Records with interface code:
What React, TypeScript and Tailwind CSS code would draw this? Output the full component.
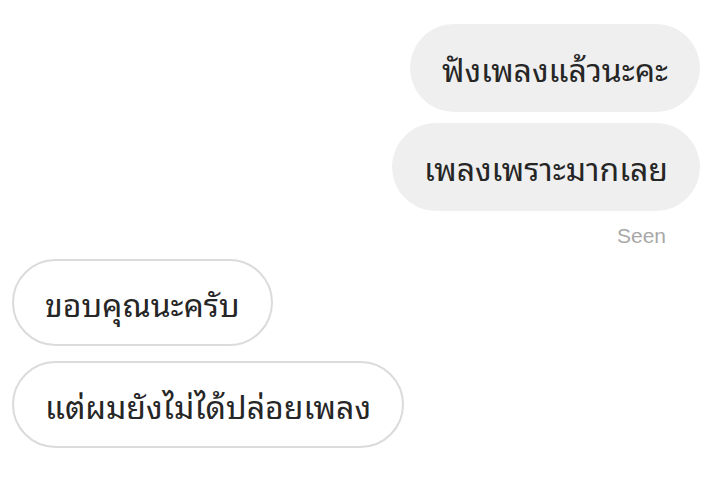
import React from 'react';

type Msg = { text: string; mine: boolean };

const messages: Msg[] = [
  { text: 'ฟังเพลงแล้วนะคะ', mine: true },
  { text: 'เพลงเพราะมากเลย', mine: true },
];

const replies: Msg[] = [
  { text: 'ขอบคุณนะครับ', mine: false },
  { text: 'แต่ผมยังไม่ได้ปล่อยเพลง', mine: false },
];

const Bubble: React.FC<{ msg: Msg }> = ({ msg }) => (
  <div
    className={`flex items-center rounded-full text-[32px] text-[#262626] leading-none ${
      msg.mine
        ? 'h-[88px] px-[32px] bg-[#efefef]'
        : 'h-[87px] px-[31px] bg-white border-2 border-[#dbdbdb]'
    }`}
  >
    {msg.text}
  </div>
);

const App: React.FC = () => {
  return (
    <div
      className="w-[727px] h-[494px] bg-white pt-[24px] pl-[12px] pr-[27px] flex flex-col"
      style={{
        fontFamily:
          '"Noto Sans Thai Looped", Loma, Garuda, Waree, "Noto Sans", "Noto Sans Thai", "DejaVu Sans", sans-serif',
      }}
    >
      <div className="flex flex-col items-end gap-[11px]">
        {messages.map((m, i) => (
          <Bubble key={i} msg={m} />
        ))}
        <span className="text-[21px] text-[#a8a8a8] leading-none mt-[3px] mr-[34px] font-['Liberation_Sans',sans-serif]">
          Seen
        </span>
      </div>
      <div className="flex flex-col items-start gap-[15px] mt-[13px]">
        {replies.map((m, i) => (
          <Bubble key={i} msg={m} />
        ))}
      </div>
    </div>
  );
};

export default App;
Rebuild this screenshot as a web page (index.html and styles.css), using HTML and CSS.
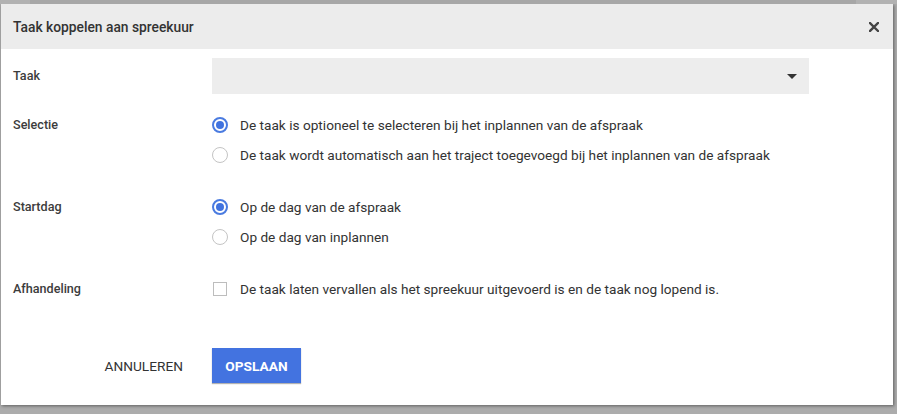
FILE: index.html
```html
<!DOCTYPE html>
<html lang="nl">
<head>
<meta charset="utf-8">
<title>Taak koppelen aan spreekuur</title>
<link rel="stylesheet" href="styles.css">
</head>
<body>
<div class="backdrop">
  <div class="backdrop-top">
    <div class="bt-a"></div>
    <div class="bt-b"></div>
    <div class="bt-c"></div>
  </div>
  <div class="dialog">
    <div class="dialog-header">
      <span class="dialog-title">Taak koppelen aan spreekuur</span>
      <button class="close-btn" aria-label="Sluiten">
        <svg width="10" height="10" viewBox="0 0 10 10"><path d="M1 1L9 9M9 1L1 9" stroke="#444" stroke-width="2.4" stroke-linecap="square"/></svg>
      </button>
    </div>
    <div class="dialog-body">
      <div class="form-row row-taak">
        <div class="label label-select">Taak</div>
        <div class="select">
          <svg class="caret" width="10" height="5" viewBox="0 0 10 5"><path d="M0 0H10L5 5Z" fill="#333"/></svg>
        </div>
      </div>
      <div class="form-row">
        <div class="label">Selectie</div>
        <div class="options">
          <label class="option"><span class="radio checked"></span>De taak is optioneel te selecteren bij het inplannen van de afspraak</label>
          <label class="option"><span class="radio"></span>De taak wordt automatisch aan het traject toegevoegd bij het inplannen van de afspraak</label>
        </div>
      </div>
      <div class="form-row">
        <div class="label">Startdag</div>
        <div class="options">
          <label class="option"><span class="radio checked"></span>Op de dag van de afspraak</label>
          <label class="option"><span class="radio"></span>Op de dag van inplannen</label>
        </div>
      </div>
      <div class="form-row">
        <div class="label">Afhandeling</div>
        <div class="options">
          <label class="option"><span class="checkbox"></span>De taak laten vervallen als het spreekuur uitgevoerd is en de taak nog lopend is.</label>
        </div>
      </div>
      <div class="actions">
        <button class="btn btn-flat">ANNULEREN</button>
        <button class="btn btn-primary">OPSLAAN</button>
      </div>
    </div>
  </div>
</div>
</body>
</html>
```
FILE: styles.css
```css
html, body {
  margin: 0;
  padding: 0;
  height: 100%;
}
body {
  background: #acacac;
  font-family: Roboto, "Noto Sans", Arial, sans-serif;
  color: #333;
  overflow: hidden;
}
.backdrop {
  padding-left: 1px;
}
.backdrop-top {
  display: flex;
  height: 4px;
  margin-left: -1px;
}
.bt-a { width: 30px; background: #b2b2b2; }
.bt-b { flex: 1; background: #a7a7a7; }
.bt-c { width: 41px; background: #b2b2b2; }

.dialog {
  width: 892px;
  height: 401px;
  background: #fff;
  box-shadow: 1px 1px 3px rgba(0,0,0,0.45);
  display: flex;
  flex-direction: column;
}
.dialog-header {
  height: 45px;
  background: #ececec;
  display: flex;
  align-items: center;
  justify-content: space-between;
  padding: 0 14px 0 12px;
  flex: none;
}
.dialog-title {
  font-size: 13.8px;
  font-weight: 500;
  color: #333;
  padding-top: 1px;
}
.close-btn {
  border: 0;
  background: none;
  padding: 0;
  width: 10px;
  height: 10px;
  display: flex;
  margin-top: 1px;
}
.dialog-body {
  padding: 9px 0 0 12px;
}
.form-row {
  display: grid;
  grid-template-columns: 199px 1fr;
  margin-bottom: 22px;
}
.row-taak {
  margin-bottom: 16px;
}
.label {
  font-size: 12.6px;
  font-weight: 500;
  color: #3c3c3c;
  line-height: 30px;
  height: 30px;
}
.label-select {
  line-height: 36px;
  height: 36px;
}
.select {
  width: 597px;
  height: 36px;
  background: #ededed;
  display: flex;
  align-items: center;
  justify-content: flex-end;
  padding-right: 12px;
  box-sizing: border-box;
}
.options {
  display: flex;
  flex-direction: column;
}
.option {
  display: flex;
  align-items: center;
  height: 30px;
  font-size: 13.65px;
  color: #333;
}
.radio {
  width: 16px;
  height: 16px;
  box-sizing: border-box;
  border: 1px solid #c4c4c4;
  border-radius: 50%;
  margin-right: 12px;
  flex: none;
  position: relative;
}
.radio.checked {
  border: 2px solid #4a7be0;
}
.radio.checked::after {
  content: "";
  position: absolute;
  left: 2px;
  top: 2px;
  width: 8px;
  height: 8px;
  border-radius: 50%;
  background: #4173df;
}
.checkbox {
  width: 14px;
  height: 14px;
  box-sizing: border-box;
  border: 1px solid #bdbdbd;
  margin-left: 1px;
  margin-right: 13px;
  flex: none;
}
.actions {
  display: grid;
  grid-template-columns: 199px auto;
  justify-content: start;
  align-items: center;
  margin-top: 44px;
}
.btn {
  font-family: inherit;
  font-size: 13.7px;
  border: 0;
  height: 35px;
  cursor: pointer;
}
.btn-flat {
  justify-self: end;
  background: none;
  color: #333;
  padding: 0 16px;
  margin-right: 13px;
}
.btn-primary {
  background: #4373e0;
  color: #fff;
  font-weight: 700;
  padding: 0;
  width: 89px;
  box-shadow: 0 1px 1px rgba(0,0,0,0.3);
}
```
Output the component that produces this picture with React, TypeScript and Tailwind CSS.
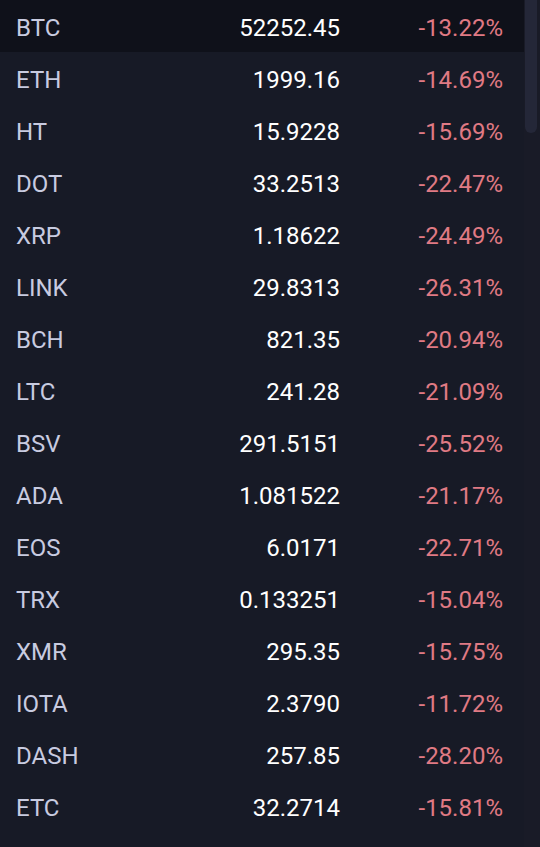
import React from "react";

const rows: [string, string, string][] = [
  ["BTC", "52252.45", "-13.22%"],
  ["ETH", "1999.16", "-14.69%"],
  ["HT", "15.9228", "-15.69%"],
  ["DOT", "33.2513", "-22.47%"],
  ["XRP", "1.18622", "-24.49%"],
  ["LINK", "29.8313", "-26.31%"],
  ["BCH", "821.35", "-20.94%"],
  ["LTC", "241.28", "-21.09%"],
  ["BSV", "291.5151", "-25.52%"],
  ["ADA", "1.081522", "-21.17%"],
  ["EOS", "6.0171", "-22.71%"],
  ["TRX", "0.133251", "-15.04%"],
  ["XMR", "295.35", "-15.75%"],
  ["IOTA", "2.3790", "-11.72%"],
  ["DASH", "257.85", "-28.20%"],
  ["ETC", "32.2714", "-15.81%"],
];

export default function App() {
  return (
    <div
      className="w-[540px] h-[847px] overflow-hidden bg-[#171a26] flex"
      style={{ fontFamily: "Roboto, 'Noto Sans', sans-serif" }}
    >
      <div className="w-[524px] flex flex-col">
        {rows.map(([s, p, c], i) => (
          <div
            key={s}
            className={`h-[52px] shrink-0 flex items-center pl-4 pr-[21px] text-[24px] leading-[32px] pt-[3px] ${
              i === 0 ? "bg-[#0f111a]" : ""
            }`}
          >
            <span className="flex-1 text-[#c8cbe0]">{s}</span>
            <span className="text-white">{p}</span>
            <span className="w-[163px] text-right text-[#e07a84]">{c}</span>
          </div>
        ))}
      </div>
      <div className="w-[16px] bg-[#191b27] pl-[1px]">
        <div className="w-[12px] h-[133px] rounded-b-full bg-[#242738]" />
      </div>
    </div>
  );
}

| OBJECTIVE |
Report the number of lines holding the string "Tailwind", without any other words.

| TASK RESPONSE |
2